--- Set exercise ---
Transcribe the material verbatim in full; the pictures do not belong in the copy.
------------------------------------------------
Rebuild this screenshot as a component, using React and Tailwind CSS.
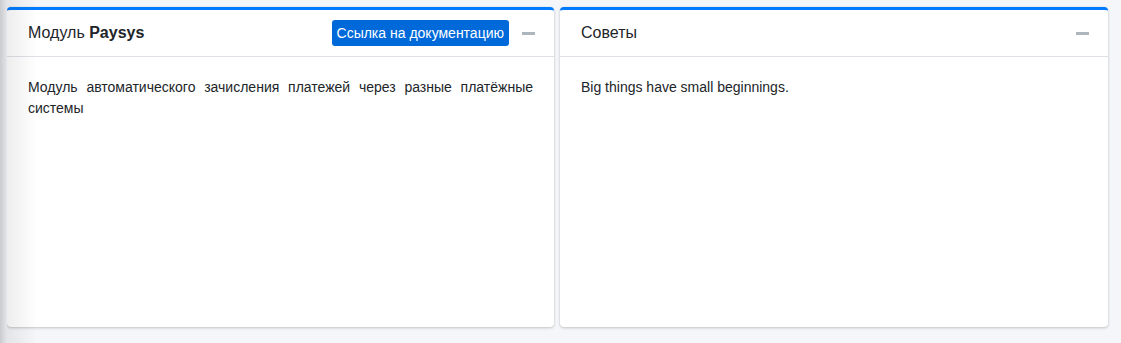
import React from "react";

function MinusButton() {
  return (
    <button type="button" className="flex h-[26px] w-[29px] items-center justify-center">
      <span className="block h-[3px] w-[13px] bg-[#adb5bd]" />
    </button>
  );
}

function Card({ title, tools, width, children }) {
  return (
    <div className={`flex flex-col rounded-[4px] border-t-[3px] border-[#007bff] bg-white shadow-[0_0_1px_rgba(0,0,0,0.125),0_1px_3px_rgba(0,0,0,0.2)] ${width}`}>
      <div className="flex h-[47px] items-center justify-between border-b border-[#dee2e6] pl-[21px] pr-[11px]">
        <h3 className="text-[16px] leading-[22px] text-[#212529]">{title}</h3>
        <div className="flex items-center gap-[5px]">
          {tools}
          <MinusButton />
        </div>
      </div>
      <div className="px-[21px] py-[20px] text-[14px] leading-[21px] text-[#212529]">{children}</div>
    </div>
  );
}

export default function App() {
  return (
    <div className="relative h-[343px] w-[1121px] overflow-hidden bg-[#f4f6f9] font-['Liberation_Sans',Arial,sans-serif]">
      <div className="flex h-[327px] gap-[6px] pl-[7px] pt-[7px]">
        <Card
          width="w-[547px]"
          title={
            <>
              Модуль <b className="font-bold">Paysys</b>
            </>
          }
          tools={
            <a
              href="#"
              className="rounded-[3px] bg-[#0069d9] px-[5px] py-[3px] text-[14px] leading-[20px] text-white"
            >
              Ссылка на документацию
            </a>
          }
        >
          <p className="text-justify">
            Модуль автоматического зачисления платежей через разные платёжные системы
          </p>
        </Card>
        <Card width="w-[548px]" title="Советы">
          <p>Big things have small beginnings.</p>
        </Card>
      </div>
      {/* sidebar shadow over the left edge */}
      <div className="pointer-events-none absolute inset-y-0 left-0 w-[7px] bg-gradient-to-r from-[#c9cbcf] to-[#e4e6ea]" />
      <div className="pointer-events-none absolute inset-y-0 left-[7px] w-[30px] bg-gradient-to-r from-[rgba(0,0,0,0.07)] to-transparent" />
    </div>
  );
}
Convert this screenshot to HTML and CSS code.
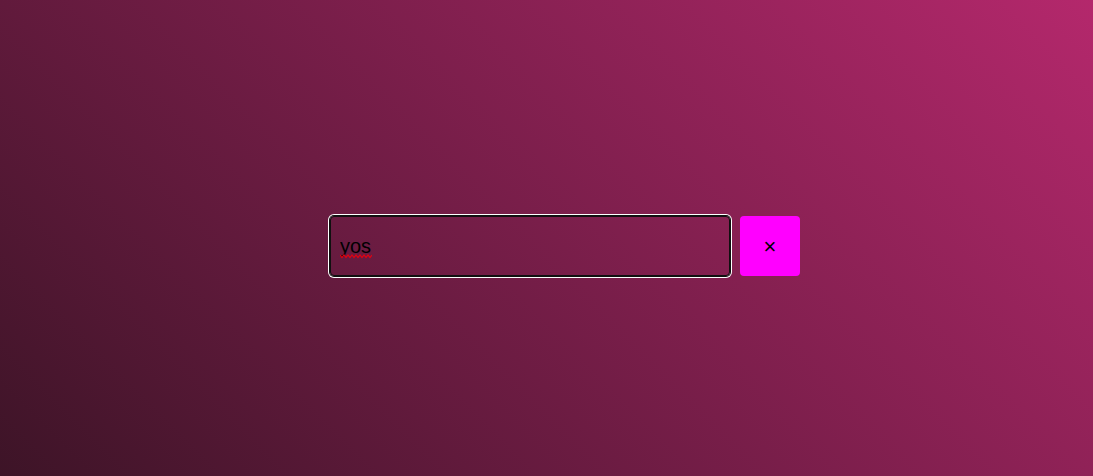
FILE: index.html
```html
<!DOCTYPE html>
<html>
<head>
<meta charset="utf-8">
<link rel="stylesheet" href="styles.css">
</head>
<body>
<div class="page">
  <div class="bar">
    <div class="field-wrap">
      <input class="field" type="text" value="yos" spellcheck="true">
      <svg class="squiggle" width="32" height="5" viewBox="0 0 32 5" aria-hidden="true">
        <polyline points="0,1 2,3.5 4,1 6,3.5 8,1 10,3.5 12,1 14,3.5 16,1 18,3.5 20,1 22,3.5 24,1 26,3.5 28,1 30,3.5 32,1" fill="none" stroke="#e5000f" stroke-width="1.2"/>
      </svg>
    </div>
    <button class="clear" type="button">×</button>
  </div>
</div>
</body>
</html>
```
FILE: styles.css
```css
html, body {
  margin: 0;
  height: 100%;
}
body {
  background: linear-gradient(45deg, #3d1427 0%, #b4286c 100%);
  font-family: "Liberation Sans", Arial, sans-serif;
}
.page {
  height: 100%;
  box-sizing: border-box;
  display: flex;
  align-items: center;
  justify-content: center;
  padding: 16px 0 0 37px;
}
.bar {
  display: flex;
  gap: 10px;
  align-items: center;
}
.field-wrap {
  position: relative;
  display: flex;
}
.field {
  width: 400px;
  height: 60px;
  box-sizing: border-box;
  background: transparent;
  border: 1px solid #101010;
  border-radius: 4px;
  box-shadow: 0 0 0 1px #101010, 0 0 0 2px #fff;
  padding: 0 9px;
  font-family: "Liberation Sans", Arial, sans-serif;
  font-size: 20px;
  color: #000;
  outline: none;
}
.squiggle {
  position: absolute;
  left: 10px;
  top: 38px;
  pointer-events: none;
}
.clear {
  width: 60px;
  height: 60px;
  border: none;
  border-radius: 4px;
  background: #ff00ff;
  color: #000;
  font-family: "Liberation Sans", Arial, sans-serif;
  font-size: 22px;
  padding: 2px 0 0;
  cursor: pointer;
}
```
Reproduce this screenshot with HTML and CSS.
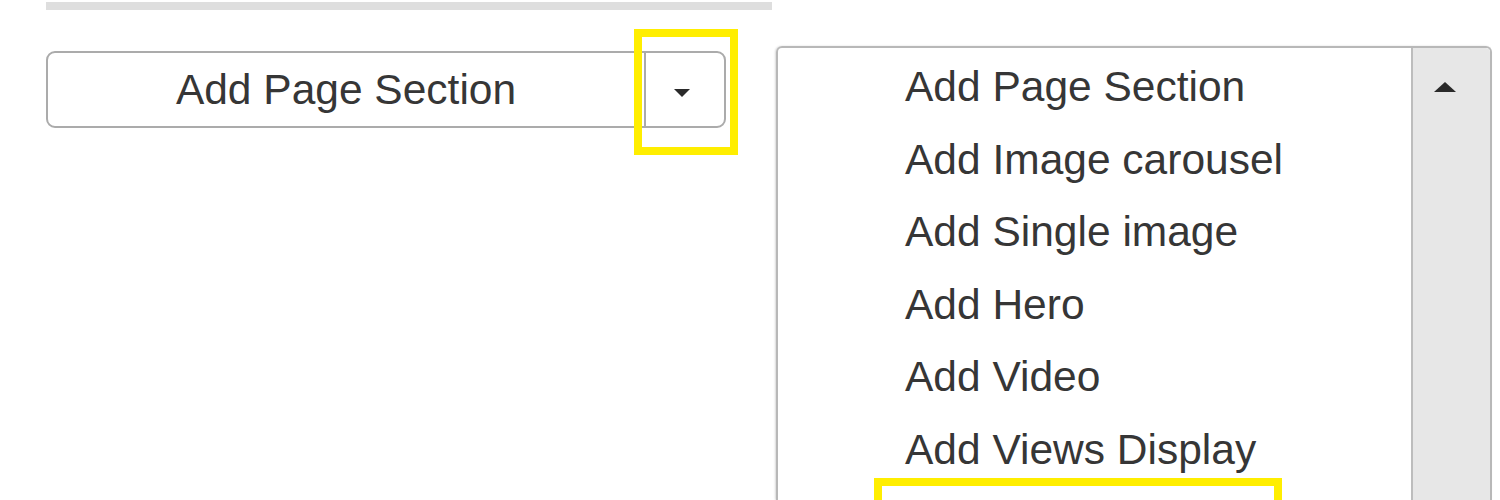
------------------------------------------------
--- Result ---
Rebuild this screenshot as a component, using React and Tailwind CSS.
import React from "react";

function MinusButton() {
  return (
    <button type="button" className="flex h-[26px] w-[29px] items-center justify-center">
      <span className="block h-[3px] w-[13px] bg-[#adb5bd]" />
    </button>
  );
}

function Card({ title, tools, width, children }) {
  return (
    <div className={`flex flex-col rounded-[4px] border-t-[3px] border-[#007bff] bg-white shadow-[0_0_1px_rgba(0,0,0,0.125),0_1px_3px_rgba(0,0,0,0.2)] ${width}`}>
      <div className="flex h-[47px] items-center justify-between border-b border-[#dee2e6] pl-[21px] pr-[11px]">
        <h3 className="text-[16px] leading-[22px] text-[#212529]">{title}</h3>
        <div className="flex items-center gap-[5px]">
          {tools}
          <MinusButton />
        </div>
      </div>
      <div className="px-[21px] py-[20px] text-[14px] leading-[21px] text-[#212529]">{children}</div>
    </div>
  );
}

export default function App() {
  return (
    <div className="relative h-[343px] w-[1121px] overflow-hidden bg-[#f4f6f9] font-['Liberation_Sans',Arial,sans-serif]">
      <div className="flex h-[327px] gap-[6px] pl-[7px] pt-[7px]">
        <Card
          width="w-[547px]"
          title={
            <>
              Модуль <b className="font-bold">Paysys</b>
            </>
          }
          tools={
            <a
              href="#"
              className="rounded-[3px] bg-[#0069d9] px-[5px] py-[3px] text-[14px] leading-[20px] text-white"
            >
              Ссылка на документацию
            </a>
          }
        >
          <p className="text-justify">
            Модуль автоматического зачисления платежей через разные платёжные системы
          </p>
        </Card>
        <Card width="w-[548px]" title="Советы">
          <p>Big things have small beginnings.</p>
        </Card>
      </div>
      {/* sidebar shadow over the left edge */}
      <div className="pointer-events-none absolute inset-y-0 left-0 w-[7px] bg-gradient-to-r from-[#c9cbcf] to-[#e4e6ea]" />
      <div className="pointer-events-none absolute inset-y-0 left-[7px] w-[30px] bg-gradient-to-r from-[rgba(0,0,0,0.07)] to-transparent" />
    </div>
  );
}
Convert this screenshot to HTML and CSS code.
FILE: index.html
```html
<!DOCTYPE html>
<html>
<head>
<meta charset="utf-8">
<link rel="stylesheet" href="styles.css">
</head>
<body>
<div class="page">
  <div class="bar">
    <div class="field-wrap">
      <input class="field" type="text" value="yos" spellcheck="true">
      <svg class="squiggle" width="32" height="5" viewBox="0 0 32 5" aria-hidden="true">
        <polyline points="0,1 2,3.5 4,1 6,3.5 8,1 10,3.5 12,1 14,3.5 16,1 18,3.5 20,1 22,3.5 24,1 26,3.5 28,1 30,3.5 32,1" fill="none" stroke="#e5000f" stroke-width="1.2"/>
      </svg>
    </div>
    <button class="clear" type="button">×</button>
  </div>
</div>
</body>
</html>
```
FILE: styles.css
```css
html, body {
  margin: 0;
  height: 100%;
}
body {
  background: linear-gradient(45deg, #3d1427 0%, #b4286c 100%);
  font-family: "Liberation Sans", Arial, sans-serif;
}
.page {
  height: 100%;
  box-sizing: border-box;
  display: flex;
  align-items: center;
  justify-content: center;
  padding: 16px 0 0 37px;
}
.bar {
  display: flex;
  gap: 10px;
  align-items: center;
}
.field-wrap {
  position: relative;
  display: flex;
}
.field {
  width: 400px;
  height: 60px;
  box-sizing: border-box;
  background: transparent;
  border: 1px solid #101010;
  border-radius: 4px;
  box-shadow: 0 0 0 1px #101010, 0 0 0 2px #fff;
  padding: 0 9px;
  font-family: "Liberation Sans", Arial, sans-serif;
  font-size: 20px;
  color: #000;
  outline: none;
}
.squiggle {
  position: absolute;
  left: 10px;
  top: 38px;
  pointer-events: none;
}
.clear {
  width: 60px;
  height: 60px;
  border: none;
  border-radius: 4px;
  background: #ff00ff;
  color: #000;
  font-family: "Liberation Sans", Arial, sans-serif;
  font-size: 22px;
  padding: 2px 0 0;
  cursor: pointer;
}
```
Reproduce this screenshot with HTML and CSS.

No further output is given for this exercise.